Le premier envoi d’UFE, provenant de la société française Orano Cycle, a d’abord été transporté en camion vers un port français, puis par bateau vers la Fédération de Russie et enfin par train vers le Kazakhstan. À leur arrivée, les 32 cylindres d’UFE (quantité correspondant normalement à une recharge en combustible d'un réacteur à eau ordinaire) ont été vérifiés par des experts de l’AIEA. L’AIEA attend le deuxième envoi d’UFE, provenant de la Kazatomprom, compagnie nucléaire nationale du Kazakhstan, avant la fin de 2019.
Marta Ferrari, directrice par intérim du projet de banque d'UFE de l’AIEA, était sur place pour inspecter l'envoi et signer les documents de livraison. « À cause de la longueur du trajet, il a fallu plus de quatre semaines pour transporter l’UFE jusqu'au site. De nombreux partenaires impliqués dans le projet ont dû se coordonner », dit-elle. « Nous avons ainsi acquis une expérience précieuse et nous pensons bien pouvoir utiliser cette voie d’acheminement lorsqu’un pays demande à être approvisionné en UFE ».
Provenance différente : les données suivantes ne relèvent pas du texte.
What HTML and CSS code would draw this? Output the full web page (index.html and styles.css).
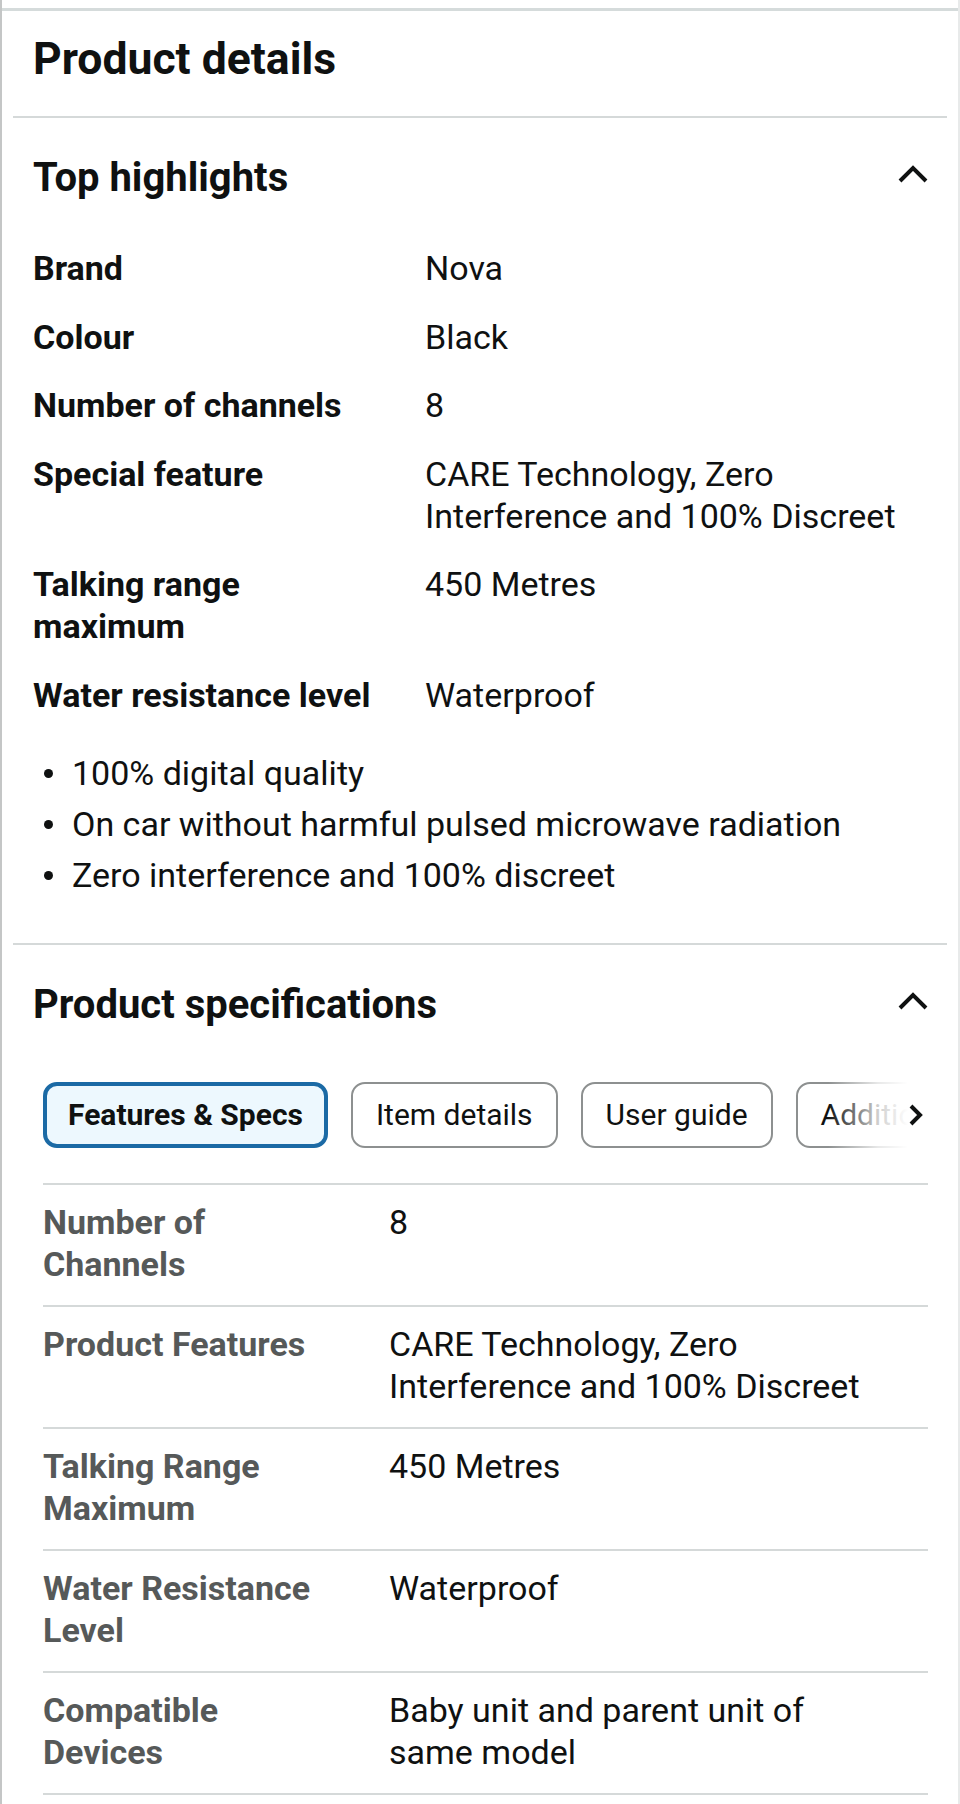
FILE: index.html
```html
<!DOCTYPE html>
<html lang="en">
<head>
  <meta charset="UTF-8">
  <title>Product details</title>
  <link rel="stylesheet" href="styles.css">
</head>
<body>
<div class="page">
  <div class="title">
    <h1>Product details</h1>
  </div>

  <section class="block highlights">
    <div class="block-head">
      <h2>Top highlights</h2>
      <svg class="chevron" width="30" height="18" viewBox="0 0 30 18"><polyline points="2,16 15,3 28,16" /></svg>
    </div>
    <dl class="facts">
      <dt>Brand</dt><dd>Nova</dd>
      <dt>Colour</dt><dd>Black</dd>
      <dt>Number of channels</dt><dd>8</dd>
      <dt>Special feature</dt><dd>CARE Technology, Zero Interference and 100% Discreet</dd>
      <dt>Talking range maximum</dt><dd>450 Metres</dd>
      <dt>Water resistance level</dt><dd>Waterproof</dd>
    </dl>
    <ul class="bullets">
      <li>100% digital quality</li>
      <li>On car without harmful pulsed microwave radiation</li>
      <li>Zero interference and 100% discreet</li>
    </ul>
  </section>

  <section class="block specs">
    <div class="block-head">
      <h2>Product specifications</h2>
      <svg class="chevron" width="30" height="18" viewBox="0 0 30 18"><polyline points="2,16 15,3 28,16" /></svg>
    </div>
    <div class="spec-body">
      <div class="tabs">
        <button class="tab active">Features &amp; Specs</button>
        <button class="tab">Item details</button>
        <button class="tab">User guide</button>
        <button class="tab">Additional details</button>
        <span class="tabs-more">
          <svg width="16" height="24" viewBox="0 0 16 24"><polyline points="3,3 12,12 3,21" /></svg>
        </span>
      </div>
      <table class="spec-table">
        <tr><th>Number of Channels</th><td>8</td></tr>
        <tr><th>Product Features</th><td>CARE Technology, Zero Interference and 100% Discreet</td></tr>
        <tr><th>Talking Range Maximum</th><td>450 Metres</td></tr>
        <tr><th>Water Resistance Level</th><td>Waterproof</td></tr>
        <tr><th>Compatible Devices</th><td>Baby unit and parent unit of same model</td></tr>
      </table>
    </div>
  </section>
</div>
</body>
</html>
```

FILE: styles.css
```css
body {
  margin: 0;
  background: #fff;
  color: #0f1111;
  font-family: Roboto, "Liberation Sans", sans-serif;
}
.page {
  min-height: 100vh;
  box-sizing: border-box;
  padding-top: 8px;
  border-left: 2px solid #c4c6c6;
  border-right: 2px solid #e8eaea;
}
.title {
  border-top: 3px solid #d5dbdb;
}
.title h1 {
  margin: 0;
  padding: 22px 31px 31px;
  font-size: 44.5px;
  line-height: 52px;
  font-weight: 700;
}
.block {
  margin: 0 11px;
  border-top: 2px solid #d5d9d9;
  padding: 37px 19px 47px 20px;
}
.block-head {
  display: flex;
  justify-content: space-between;
  align-items: flex-start;
}
.block-head h2 {
  margin: 0;
  font-size: 40px;
  line-height: 46px;
  font-weight: 700;
}
.chevron {
  margin-top: 10px;
}
.chevron polyline {
  fill: none;
  stroke: #0f1111;
  stroke-width: 4;
}

/* top highlights */
.facts {
  display: grid;
  grid-template-columns: 352px 1fr;
  column-gap: 40px;
  row-gap: 26.5px;
  margin: 46px 0 0;
  font-size: 34px;
  line-height: 42px;
}
.facts dt {
  font-weight: 700;
}
.facts dd {
  margin: 0;
}
.bullets {
  list-style: none;
  margin: 36px 0 0;
  padding: 0;
  font-size: 34px;
  line-height: 42px;
}
.bullets li {
  position: relative;
  padding-left: 39px;
  margin-bottom: 9px;
}
.bullets li:last-child {
  margin-bottom: 0;
}
.bullets li::before {
  content: "";
  position: absolute;
  left: 11px;
  top: 17px;
  width: 9px;
  height: 9px;
  border-radius: 50%;
  background: #0f1111;
}

/* specifications */
.specs {
  padding-bottom: 0;
}
.spec-body {
  margin-left: 10px;
}
.tabs {
  position: relative;
  display: flex;
  gap: 23px;
  margin-top: 54px;
  overflow: hidden;
}
.tab {
  flex-shrink: 0;
  height: 66px;
  padding: 0 23px;
  border: 2px solid #8d9090;
  border-radius: 14px;
  background: #fff;
  color: #0f1111;
  font-family: Roboto, "Liberation Sans", sans-serif;
  font-size: 30px;
}
.tab.active {
  border: 4px solid #1b6aa5;
  background: #edf8fe;
  font-weight: 700;
  padding: 0 21px;
}
.tabs-more {
  position: absolute;
  right: 0;
  top: 0;
  width: 100px;
  height: 66px;
  display: flex;
  align-items: center;
  justify-content: flex-end;
  padding-right: 4px;
  box-sizing: border-box;
  background: linear-gradient(to right, rgba(255,255,255,0), rgba(255,255,255,0.8) 50%, #fff 80%);
}
.tabs-more polyline {
  fill: none;
  stroke: #0f1111;
  stroke-width: 4;
}
.spec-table {
  width: 100%;
  margin-top: 35px;
  border-collapse: collapse;
  font-size: 34px;
  line-height: 42px;
}
.spec-table th,
.spec-table td {
  border-top: 2px solid #d5d9d9;
  border-bottom: 2px solid #d5d9d9;
  padding: 16px 0 20px;
  text-align: left;
  vertical-align: top;
}
.spec-table th {
  width: 290px;
  padding-right: 56px;
  color: #565959;
  font-weight: 700;
}
.spec-table td {
  padding-right: 50px;
}
```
Auparavant, le regretté Yukiya Amano, Directeur général, et le Président du Kazakhstan, Nursultan Nazarbayev, avaient inauguré en août 2017 l'installation d’entreposage d’UFE de l’AIEA à l'usine métallurgique d’Ulba.
La création et l’exploitation de la banque d’UFE de l’AIEA sont entièrement financées par les contributions volontaires des États Membres de l’AIEA et d’autres donateurs à hauteur de 150 millions de dollars É.-U., soit le coût estimé de 20 ans d’exploitation. Les donateurs sont notamment la Nuclear Threat Initiative (NTI), les États-Unis, l’Union européenne, les Émirats arabes unis, le Koweït, la Norvège et le Kazakhstan. Le Kazakhstan contribue également en nature en accueillant la banque d’UFE de l’AIEA.
« Je remercie les donateurs pour leurs généreuses contributions qui ont rendu possible ce projet, ainsi que le Kazakhstan, la Chine et la Fédération de Russie pour leur précieuse coopération », a dit Cornel Feruta.
Contexte
En décembre 2010, le Conseil des gouverneurs de l’AIEA a décidé de mettre en place la banque d’uranium faiblement enrichi de l’AIEA, mécanisme d’assurance de l’approvisionnement en dernier recours pour les États Membres faisant face à une rupture d’approvisionnement du fait de circonstances exceptionnelles et ne pouvant se procurer de combustible nucléaire sur le marché commercial, par des arrangements entre États ni par d'autres moyens. Il s'agit d'une réserve physique de 90 tonnes d’UFE, ingrédient essentiel pour produire le combustible destiné aux centrales nucléaires.
D'autres mécanismes d’assurance de l’approvisionnement ont été mis en place avec l’approbation de l’AIEA, notamment une réserve physique garantie d’UFE gérée par la Fédération de Russie au Centre international d’enrichissement d’uranium d'Angarsk (Fédération de Russie) et une garantie d’assurance de l’approvisionnement donnée par le Royaume-Uni pour les services d’enrichissement d’UFE.
Il y a environ 450 réacteurs nucléaires de puissance en service dans le monde, qui assurent près de 10 % de la production mondiale d’électricité et un tiers de la production totale d’électricité à faibles émissions de carbone. Cinquante-cinq réacteurs nucléaires de puissance sont en construction.